I will list them here: Leila Street in Ormond with my first boyfriend to Beach Road in Black Rock in a dilapidated half house by the sea, again with my first boyfriend, and then onto Westbury Street East St Kilda, the year I started my first job as a social worker, at first with my first boyfriend but in the end alone briefly after we broke up. Then I moved back to Caulfield and shared yet another flat, this time with my youngest sister for a year, after which she got married and I moved in with the man who in time became my husband in a group house in Fermanagh Road in Camberwell. I shared with him and the three other occupants of that half house for only a few months before my then partner soon to become my husband and I moved to Canberra. The government had seconded him into the Department of Administrative Services and we stayed in Northbourne Avenue in the city for some six months.

Eventually we returned to Melbourne and rented a small old fashioned apartment in a block of four in Bourke Road Camberwell, from where we were married and later, forced to leave when the block was sold, we moved into a small single standing unit in Auburn Road. We lived there for about a year before we bought the house in which we now live and have been living these past 30 years.

My early days were days of constant movement but since 1980 I have lived in the same place. In many ways I can see myself living here for some time longer beyond the time our youngest daughter leaves home into old age, by which time we will no doubt move again if death does not take us first.

All up I calculate that I have moved house twenty times and all of these bar one within the first twenty-seven years of my life. For the past thirty years I have lived in the one place, in Hawthorn, an inner city suburb of Melbourne, on a busy main road surrounded by genteel and quiet streets.

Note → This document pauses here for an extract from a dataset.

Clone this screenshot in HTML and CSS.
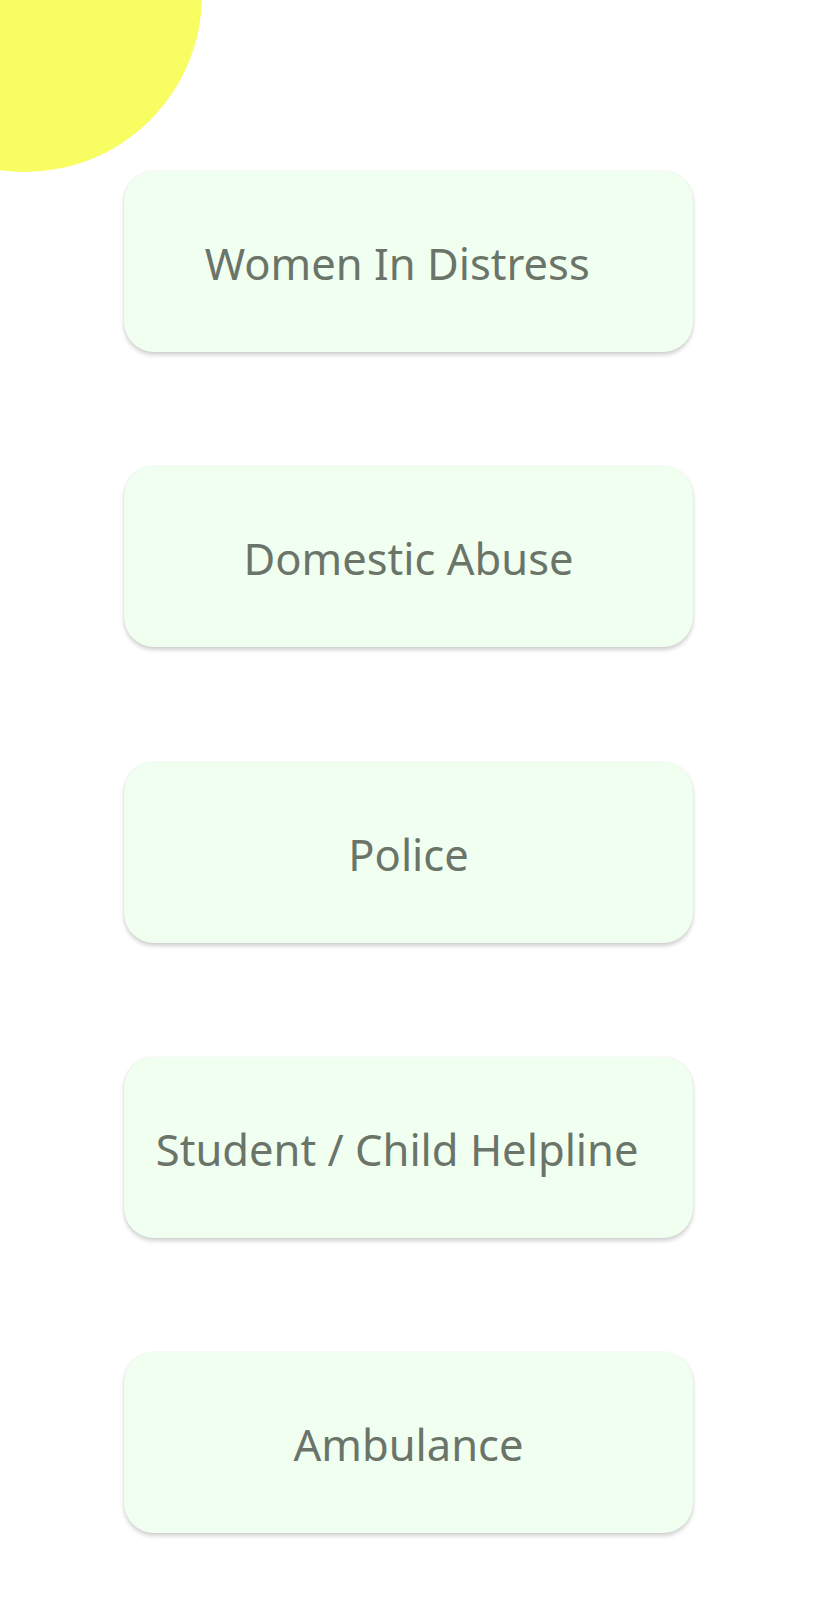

I have only lived outside of the state of Victoria of which Melbourne is its capital city once for six months when we moved to Canberra and I hated it. I resolved then that I would spend the rest of my life in the city in which I was born.

Having spent my entire childhood in the belief I should live elsewhere in Europe – go back to my mother’s home in Holland – I finally decided that I wanted to stay put. I am a homebody – nomadic only in mind. Apart from brief trips overseas and interstate I maintain my links to the land and space here. My home.